Дальше я начал путаться из-за раскаленной лепешки на темечке, но Зиновьев благосклонно выслушал известный анекдот и в конце даже хмыкнул.

— Ты, разумеется, меня знаешь? — спросил он.

— Да.

— Я тебя тоже знаю. Лет десять назад видел на ринге. Да и теперь кое-какие слухи доходят. Например, как ты в одиночку разделался с командой Сереги Мелентьева. Царство ему подземное. Что и говорить, пренеприятнейшая была личность. За один этот подвиг можно памятник при жизни ставить на родине в полный рост. Но вот чего я понять не могу, это, зачем тебе понадобился я?.. На кого сейчас работаешь?

— На себя.

— Вот уж нет. Неужели на Терехина? Или на Треухина?

— На всех и ни на кого, и, главным образом, на себя.

Я никак не мог поверить, что при сочетании такого узкого лба и таких толстых щек человек сохраняет способность общаться интеллигентно, если, конечно, не считать обращения на ты. Вот рядом с виселицей сидеть — для этого у него лицо самое подходящее. Очень соответствует. А ведь он еще и изысканной индийской культурой увлекается, как Джордж Харрисон. И насчет «ты» не стоит сильно привередничать. В таком месте «вы» звучало бы, как «Иисус Христос — суперзвезда» в нашем Оперном. Директор Оперного Егудин однажды так и заявил в телеинтервью: «Пока я директор, этой пошлости здесь не будет». Поэтому и звучит исключительно «Князь Игорь».

Слово за слово я выложил историю своих злоключений, вернее, очень многое из нее.
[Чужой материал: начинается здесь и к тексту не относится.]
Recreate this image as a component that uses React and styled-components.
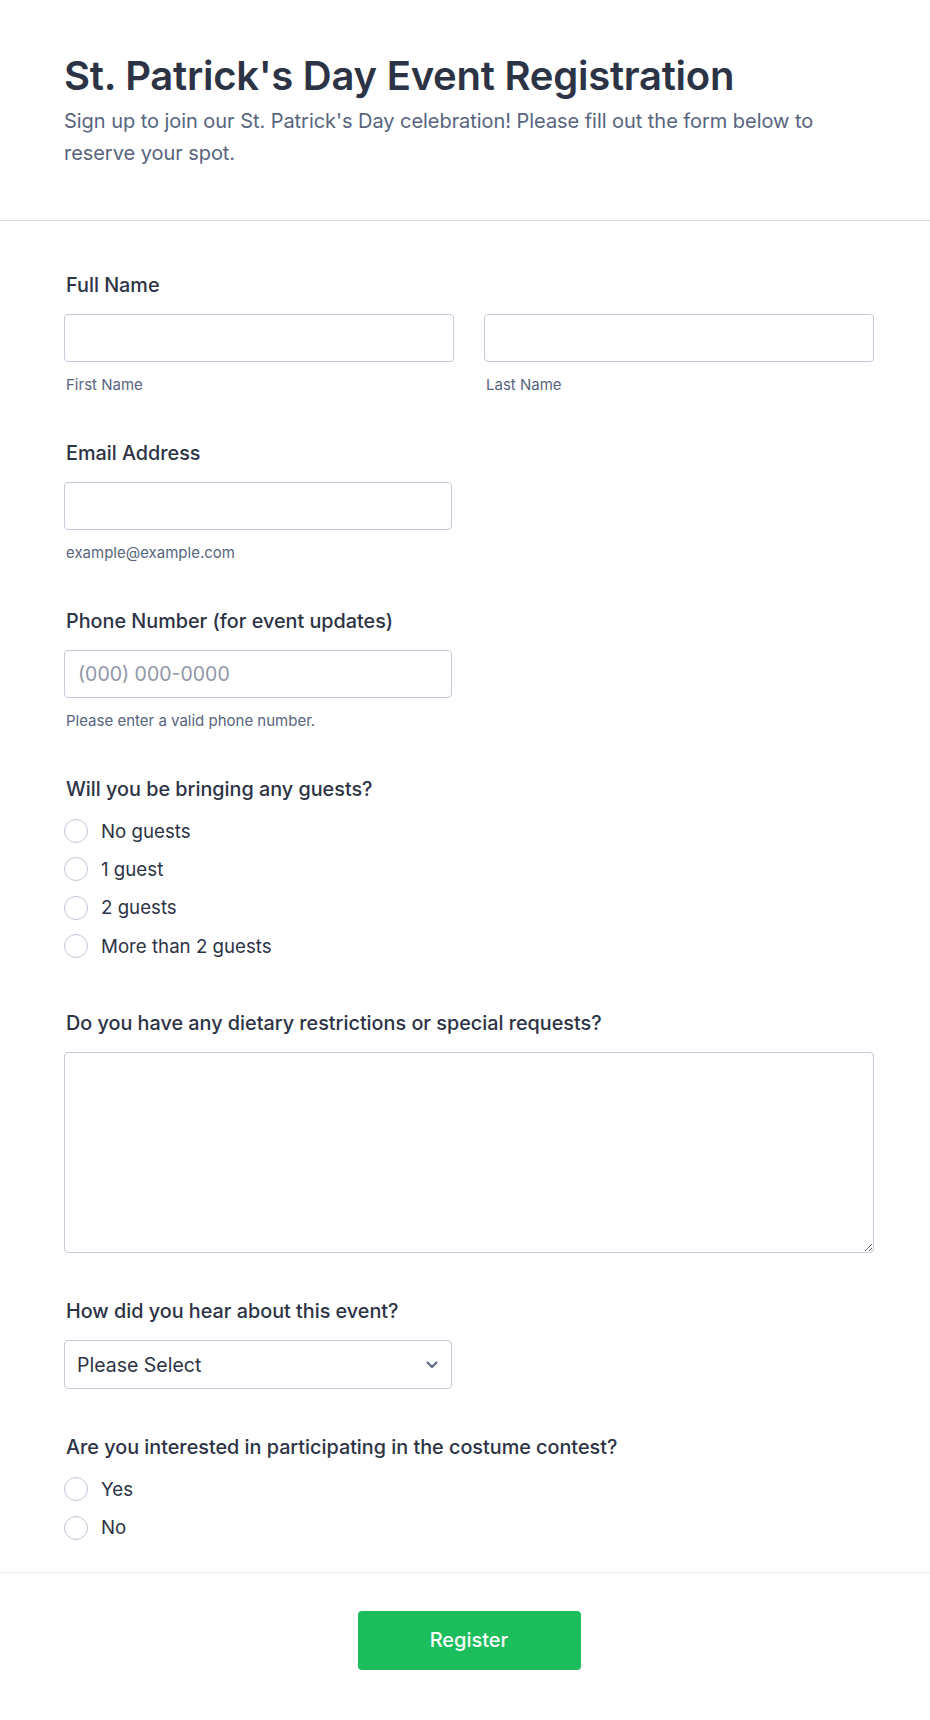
import React from "react";
import styled, { createGlobalStyle } from "styled-components";

const Global = createGlobalStyle`
  html, body { margin: 0; padding: 0; background: #fff; }
  body { font-family: Inter, "Noto Sans", Arial, sans-serif; color: #2c3345; }
  * { box-sizing: border-box; }
`;

const Page = styled.div`
  width: 930px;
  background: #fff;
`;

const Header = styled.header`
  padding: 52px 56px 51px 64px;
  border-bottom: 1px solid #d8dbe6;
`;

const Title = styled.h1`
  margin: 0;
  font-size: 40px;
  line-height: 48px;
  font-weight: 600;
  color: #2c3345;
  letter-spacing: -0.25px;
`;

const Subtitle = styled.p`
  margin: 5px 0 0;
  font-size: 20px;
  line-height: 32px;
  color: #57647e;
  letter-spacing: -0.05px;
`;

const Form = styled.form`
  padding: 52px 56px 25px 64px;
  display: flex;
  flex-direction: column;
  gap: 46px;
  border-bottom: 1px solid #eaecf2;
`;

const Field = styled.div`
  display: flex;
  flex-direction: column;
`;

const Label = styled.label`
  display: block;
  font-size: 19.8px;
  line-height: 24px;
  font-weight: 500;
  color: #2c3345;
  padding-left: 2px;
  margin-bottom: ${(p) => (p.$tight ? "11px" : "17px")};
`;

const Row = styled.div`
  display: grid;
  grid-template-columns: 1fr 1fr;
  gap: 30px;
`;

const Col = styled.div`
  display: flex;
  flex-direction: column;
  width: ${(p) => p.$w || "auto"};
`;

const Input = styled.input`
  width: 100%;
  height: 48px;
  border: 1px solid #c3cad8;
  border-radius: 4px;
  padding: 0 13px;
  font-family: inherit;
  font-size: 19.5px;
  color: #2c3345;
  background: #fff;
  outline: none;
  &::placeholder { color: #8f96a8; }
`;

const Sub = styled.span`
  display: block;
  margin-top: 13px;
  padding-left: 2px;
  font-size: 15px;
  line-height: 20px;
  color: #57647e;
`;

const Options = styled.div`
  display: flex;
  flex-direction: column;
`;

const Option = styled.label`
  display: flex;
  align-items: center;
  gap: 13px;
  height: 38.3px;
  font-size: 18.7px;
  color: #2c3345;
  cursor: pointer;
`;

const Radio = styled.input.attrs({ type: "radio" })`
  appearance: none;
  -webkit-appearance: none;
  margin: 0;
  width: 24px;
  height: 24px;
  border: 1px solid #bfc6d4;
  border-radius: 50%;
  background: #fff;
  flex-shrink: 0;
`;

const TextArea = styled.textarea`
  width: 100%;
  height: 201px;
  border: 1px solid #c3cad8;
  border-radius: 4px;
  padding: 12px 13px;
  font-family: inherit;
  font-size: 19.5px;
  color: #2c3345;
  outline: none;
  resize: vertical;
`;

const SelectWrap = styled.div`
  position: relative;
  width: 388px;
`;

const Select = styled.select`
  appearance: none;
  -webkit-appearance: none;
  width: 100%;
  height: 49px;
  border: 1px solid #c3cad8;
  border-radius: 4px;
  padding: 0 40px 0 12px;
  font-family: inherit;
  font-size: 19.5px;
  color: #2c3345;
  background: #fff;
  outline: none;
`;

const Chevron = styled.svg`
  position: absolute;
  right: 14px;
  top: 50%;
  transform: translateY(-50%);
  pointer-events: none;
`;

const Footer = styled.div`
  display: flex;
  justify-content: center;
  padding: 38px 56px 50px 64px;
`;

const Button = styled.button`
  width: 223px;
  height: 59px;
  border: none;
  border-radius: 4px;
  background: #1bbd5c;
  color: #fff;
  font-family: inherit;
  font-size: 20px;
  font-weight: 500;
  cursor: pointer;
`;

const RadioGroup = ({ name, options }) => (
  <Options>
    {options.map((o) => (
      <Option key={o}>
        <Radio name={name} />
        {o}
      </Option>
    ))}
  </Options>
);

export default function App() {
  return (
    <Page>
      <Global />
      <Header>
        <Title>St. Patrick's Day Event Registration</Title>
        <Subtitle>
          Sign up to join our St. Patrick's Day celebration! Please fill out the form below to reserve your spot.
        </Subtitle>
      </Header>
      <Form onSubmit={(e) => e.preventDefault()}>
        <Field>
          <Label>Full Name</Label>
          <Row>
            <Col>
              <Input type="text" />
              <Sub>First Name</Sub>
            </Col>
            <Col>
              <Input type="text" />
              <Sub>Last Name</Sub>
            </Col>
          </Row>
        </Field>
        <Field>
          <Label>Email Address</Label>
          <Col $w="388px">
            <Input type="email" />
            <Sub>example@example.com</Sub>
          </Col>
        </Field>
        <Field>
          <Label>Phone Number (for event updates)</Label>
          <Col $w="388px">
            <Input type="tel" placeholder="(000) 000-0000" />
            <Sub>Please enter a valid phone number.</Sub>
          </Col>
        </Field>
        <Field>
          <Label $tight>Will you be bringing any guests?</Label>
          <RadioGroup name="guests" options={["No guests", "1 guest", "2 guests", "More than 2 guests"]} />
        </Field>
        <Field>
          <Label>Do you have any dietary restrictions or special requests?</Label>
          <TextArea />
        </Field>
        <Field>
          <Label>How did you hear about this event?</Label>
          <SelectWrap>
            <Select defaultValue="">
              <option value="">Please Select</option>
              <option>Social Media</option>
              <option>Friend or Family</option>
              <option>Email</option>
              <option>Other</option>
            </Select>
            <Chevron width="12" height="8" viewBox="0 0 12 8" fill="none">
              <path d="M1.5 1.5L6 6L10.5 1.5" stroke="#57647e" strokeWidth="2" strokeLinecap="round" strokeLinejoin="round" />
            </Chevron>
          </SelectWrap>
        </Field>
        <Field>
          <Label $tight>Are you interested in participating in the costume contest?</Label>
          <RadioGroup name="costume" options={["Yes", "No"]} />
        </Field>
      </Form>
      <Footer>
        <Button type="button">Register</Button>
      </Footer>
    </Page>
  );
}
С того самого несчастливого момента, как Треухин нанял меня следить за Настей. И даже назвал фамилии возможных исполнителей убийства — Ширяева, Своровского, Корнищева и Бердова. Зиновьев, как организатор убийства Краснопольского, уж, конечно, осведомлен обо всем не хуже меня и все фамилии знает наизусть. И даже странно, что слушает не перебивая — наверное, любопытствует, как это я мог бегать от его головорезов так долго. А вот о подробностях искитимской гонки может и не знать, но мне их не жалко, подробностей, они-то уж точно теперь никакого значения не имеют, разве что так, для общего образования.